_MATERIAL PROVIDED_.
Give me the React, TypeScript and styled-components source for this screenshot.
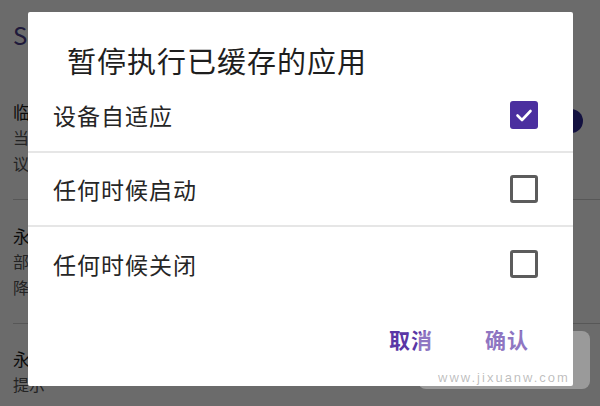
import React, {FC, useState} from "react";
import styled, {createGlobalStyle} from "styled-components";

const GlobalStyle = createGlobalStyle`
  html, body {
    margin: 0;
    padding: 0;
    background: #ffffff;
  }
  body {
    font-family: "Noto Sans CJK SC", "Noto Sans", sans-serif;
  }
`;

const Screen = styled.div`
  position: relative;
  width: 600px;
  height: 406px;
  overflow: hidden;
  background: #ffffff;
  display: flex;
  flex-direction: column;
`;

// settings page behind the dialog
const Page = styled.div`
  flex: 1;
  display: flex;
  flex-direction: column;
  padding: 0 0 0 13px;
`;

const PageTitle = styled.div`
  height: 76px;
  display: flex;
  align-items: center;
  padding-bottom: 8px;
  box-sizing: border-box;
  font-size: 24px;
  color: #4a3f8c;
`;

const SettingRow = styled.div<{ $short?: boolean }>`
  display: flex;
  align-items: ${p => (p.$short ? "flex-start" : "center")};
  justify-content: space-between;
  height: ${p => (p.$short ? 82 : 124)}px;
  box-sizing: border-box;
  border-bottom: ${p => (p.$short ? "none" : "1px solid #cfcfcf")};
  padding: ${p => (p.$short ? "24px 17px 0 0" : "0 17px 0 0")};
`;

const SettingText = styled.div`
  display: flex;
  flex-direction: column;
  gap: 4px;
`;

const SettingName = styled.div`
  font-size: 17px;
  line-height: 21px;
  color: #1c1c1c;
`;

const SettingDesc = styled.div`
  font-size: 16px;
  line-height: 22px;
  color: #555;
`;

const Thumb = styled.div`
  width: 24px;
  height: 24px;
  border-radius: 50%;
  background: #2f2a9a;
  margin-top: -34px;
`;

const NavBar = styled.div`
  height: 7px;
  background: #9a9a9a;
  border-top: 5px solid #e8e8e8;
`;

const Scrim = styled.div`
  position: absolute;
  inset: 0;
  background: rgba(0, 0, 0, 0.58);
`;

const Dialog = styled.div`
  position: absolute;
  left: 28px;
  top: 12px;
  width: 545px;
  height: 374px;
  background: #ffffff;
  border-radius: 2px;
  display: flex;
  flex-direction: column;
`;

const DialogTitle = styled.div`
  height: 67px;
  box-sizing: border-box;
  padding: 31px 0 0 39px;
  font-size: 29px;
  line-height: 34px;
  letter-spacing: 1px;
  color: #1e1e1e;
`;

const Option = styled.label<{ $last?: boolean }>`
  height: ${p => (p.$last ? 73 : 74)}px;
  box-sizing: border-box;
  display: flex;
  align-items: center;
  justify-content: space-between;
  padding: 0 35px 0 25px;
  border-bottom: ${p => (p.$last ? "none" : "2px solid #e6e6e6")};
  cursor: pointer;
`;

const OptionLabel = styled.span`
  font-size: 23px;
  letter-spacing: 1px;
  color: #262626;
`;

const Box = styled.span<{ $checked: boolean }>`
  width: 28px;
  height: 28px;
  box-sizing: border-box;
  border-radius: 3px;
  display: flex;
  align-items: center;
  justify-content: center;
  background: ${p => (p.$checked ? "#4b2f9f" : "transparent")};
  border: ${p => (p.$checked ? "none" : "3px solid #5c5c5c")};
`;

const Footer = styled.div`
  flex: 1;
  display: flex;
  justify-content: flex-end;
  align-items: center;
  gap: 52px;
  padding: 0 44px 8px 0;
`;

const TextButton = styled.button`
  border: none;
  background: transparent;
  padding: 0;
  font-family: inherit;
  font-size: 21px;
  font-weight: 700;
  letter-spacing: 1px;
  color: #5a36a6;
  cursor: pointer;
`;

const Watermark = styled.div`
  position: absolute;
  left: 418px;
  top: 331px;
  width: 172px;
  height: 58px;
  border-radius: 8px;
  background: rgba(255, 255, 255, 0.32);
  display: flex;
  flex-direction: column;
  align-items: center;
  justify-content: flex-end;
  padding-bottom: 4px;
  box-sizing: border-box;
`;

const WatermarkText = styled.span`
  font-family: "Liberation Sans", sans-serif;
  font-size: 13px;
  letter-spacing: 2px;
  color: rgba(110, 110, 110, 0.45);
`;

const Check: FC = () => (
  <svg width="20" height="20" viewBox="0 0 20 20">
    <path d="M3.5 10.5 L8 15 L16.5 6" fill="none" stroke="#ffffff" strokeWidth="2.6"
          strokeLinecap="round" strokeLinejoin="round"/>
  </svg>
);

const options = ["设备自适应", "任何时候启动", "任何时候关闭"];

const App: FC = () => {
  const [selected, setSelected] = useState<number>(0);

  return (
    <Screen>
      <GlobalStyle/>
      <Page>
        <PageTitle>Se</PageTitle>
        <SettingRow>
          <SettingText>
            <SettingName>临时</SettingName>
            <SettingDesc>当前</SettingDesc>
            <SettingDesc>议</SettingDesc>
          </SettingText>
          <Thumb/>
        </SettingRow>
        <SettingRow>
          <SettingText>
            <SettingName>永久</SettingName>
            <SettingDesc>部分</SettingDesc>
            <SettingDesc>降低</SettingDesc>
          </SettingText>
        </SettingRow>
        <SettingRow $short>
          <SettingText>
            <SettingName>永久</SettingName>
            <SettingDesc>提示</SettingDesc>
          </SettingText>
        </SettingRow>
      </Page>
      <NavBar/>
      <Scrim/>
      <Dialog>
        <DialogTitle>暂停执行已缓存的应用</DialogTitle>
        {options.map((opt, i) => (
          <Option key={opt} $last={i === options.length - 1} onClick={() => setSelected(i)}>
            <OptionLabel>{opt}</OptionLabel>
            <Box $checked={selected === i}>{selected === i && <Check/>}</Box>
          </Option>
        ))}
        <Footer>
          <TextButton>取消</TextButton>
          <TextButton>确认</TextButton>
        </Footer>
      </Dialog>
      <Watermark>
        <WatermarkText>www.jixuanw.com</WatermarkText>
      </Watermark>
    </Screen>
  );
};

export default App;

_GIVEN TASK_.
Your task is an exact transcription of all the data, minus the pictures.

_COMPLETE RESPONSE_.
Give me the React, TypeScript and styled-components source for this screenshot.
import React, {FC, useState} from "react";
import styled, {createGlobalStyle} from "styled-components";

const GlobalStyle = createGlobalStyle`
  html, body {
    margin: 0;
    padding: 0;
    background: #ffffff;
  }
  body {
    font-family: "Noto Sans CJK SC", "Noto Sans", sans-serif;
  }
`;

const Screen = styled.div`
  position: relative;
  width: 600px;
  height: 406px;
  overflow: hidden;
  background: #ffffff;
  display: flex;
  flex-direction: column;
`;

// settings page behind the dialog
const Page = styled.div`
  flex: 1;
  display: flex;
  flex-direction: column;
  padding: 0 0 0 13px;
`;

const PageTitle = styled.div`
  height: 76px;
  display: flex;
  align-items: center;
  padding-bottom: 8px;
  box-sizing: border-box;
  font-size: 24px;
  color: #4a3f8c;
`;

const SettingRow = styled.div<{ $short?: boolean }>`
  display: flex;
  align-items: ${p => (p.$short ? "flex-start" : "center")};
  justify-content: space-between;
  height: ${p => (p.$short ? 82 : 124)}px;
  box-sizing: border-box;
  border-bottom: ${p => (p.$short ? "none" : "1px solid #cfcfcf")};
  padding: ${p => (p.$short ? "24px 17px 0 0" : "0 17px 0 0")};
`;

const SettingText = styled.div`
  display: flex;
  flex-direction: column;
  gap: 4px;
`;

const SettingName = styled.div`
  font-size: 17px;
  line-height: 21px;
  color: #1c1c1c;
`;

const SettingDesc = styled.div`
  font-size: 16px;
  line-height: 22px;
  color: #555;
`;

const Thumb = styled.div`
  width: 24px;
  height: 24px;
  border-radius: 50%;
  background: #2f2a9a;
  margin-top: -34px;
`;

const NavBar = styled.div`
  height: 7px;
  background: #9a9a9a;
  border-top: 5px solid #e8e8e8;
`;

const Scrim = styled.div`
  position: absolute;
  inset: 0;
  background: rgba(0, 0, 0, 0.58);
`;

const Dialog = styled.div`
  position: absolute;
  left: 28px;
  top: 12px;
  width: 545px;
  height: 374px;
  background: #ffffff;
  border-radius: 2px;
  display: flex;
  flex-direction: column;
`;

const DialogTitle = styled.div`
  height: 67px;
  box-sizing: border-box;
  padding: 31px 0 0 39px;
  font-size: 29px;
  line-height: 34px;
  letter-spacing: 1px;
  color: #1e1e1e;
`;

const Option = styled.label<{ $last?: boolean }>`
  height: ${p => (p.$last ? 73 : 74)}px;
  box-sizing: border-box;
  display: flex;
  align-items: center;
  justify-content: space-between;
  padding: 0 35px 0 25px;
  border-bottom: ${p => (p.$last ? "none" : "2px solid #e6e6e6")};
  cursor: pointer;
`;

const OptionLabel = styled.span`
  font-size: 23px;
  letter-spacing: 1px;
  color: #262626;
`;

const Box = styled.span<{ $checked: boolean }>`
  width: 28px;
  height: 28px;
  box-sizing: border-box;
  border-radius: 3px;
  display: flex;
  align-items: center;
  justify-content: center;
  background: ${p => (p.$checked ? "#4b2f9f" : "transparent")};
  border: ${p => (p.$checked ? "none" : "3px solid #5c5c5c")};
`;

const Footer = styled.div`
  flex: 1;
  display: flex;
  justify-content: flex-end;
  align-items: center;
  gap: 52px;
  padding: 0 44px 8px 0;
`;

const TextButton = styled.button`
  border: none;
  background: transparent;
  padding: 0;
  font-family: inherit;
  font-size: 21px;
  font-weight: 700;
  letter-spacing: 1px;
  color: #5a36a6;
  cursor: pointer;
`;

const Watermark = styled.div`
  position: absolute;
  left: 418px;
  top: 331px;
  width: 172px;
  height: 58px;
  border-radius: 8px;
  background: rgba(255, 255, 255, 0.32);
  display: flex;
  flex-direction: column;
  align-items: center;
  justify-content: flex-end;
  padding-bottom: 4px;
  box-sizing: border-box;
`;

const WatermarkText = styled.span`
  font-family: "Liberation Sans", sans-serif;
  font-size: 13px;
  letter-spacing: 2px;
  color: rgba(110, 110, 110, 0.45);
`;

const Check: FC = () => (
  <svg width="20" height="20" viewBox="0 0 20 20">
    <path d="M3.5 10.5 L8 15 L16.5 6" fill="none" stroke="#ffffff" strokeWidth="2.6"
          strokeLinecap="round" strokeLinejoin="round"/>
  </svg>
);

const options = ["设备自适应", "任何时候启动", "任何时候关闭"];

const App: FC = () => {
  const [selected, setSelected] = useState<number>(0);

  return (
    <Screen>
      <GlobalStyle/>
      <Page>
        <PageTitle>Se</PageTitle>
        <SettingRow>
          <SettingText>
            <SettingName>临时</SettingName>
            <SettingDesc>当前</SettingDesc>
            <SettingDesc>议</SettingDesc>
          </SettingText>
          <Thumb/>
        </SettingRow>
        <SettingRow>
          <SettingText>
            <SettingName>永久</SettingName>
            <SettingDesc>部分</SettingDesc>
            <SettingDesc>降低</SettingDesc>
          </SettingText>
        </SettingRow>
        <SettingRow $short>
          <SettingText>
            <SettingName>永久</SettingName>
            <SettingDesc>提示</SettingDesc>
          </SettingText>
        </SettingRow>
      </Page>
      <NavBar/>
      <Scrim/>
      <Dialog>
        <DialogTitle>暂停执行已缓存的应用</DialogTitle>
        {options.map((opt, i) => (
          <Option key={opt} $last={i === options.length - 1} onClick={() => setSelected(i)}>
            <OptionLabel>{opt}</OptionLabel>
            <Box $checked={selected === i}>{selected === i && <Check/>}</Box>
          </Option>
        ))}
        <Footer>
          <TextButton>取消</TextButton>
          <TextButton>确认</TextButton>
        </Footer>
      </Dialog>
      <Watermark>
        <WatermarkText>www.jixuanw.com</WatermarkText>
      </Watermark>
    </Screen>
  );
};

export default App;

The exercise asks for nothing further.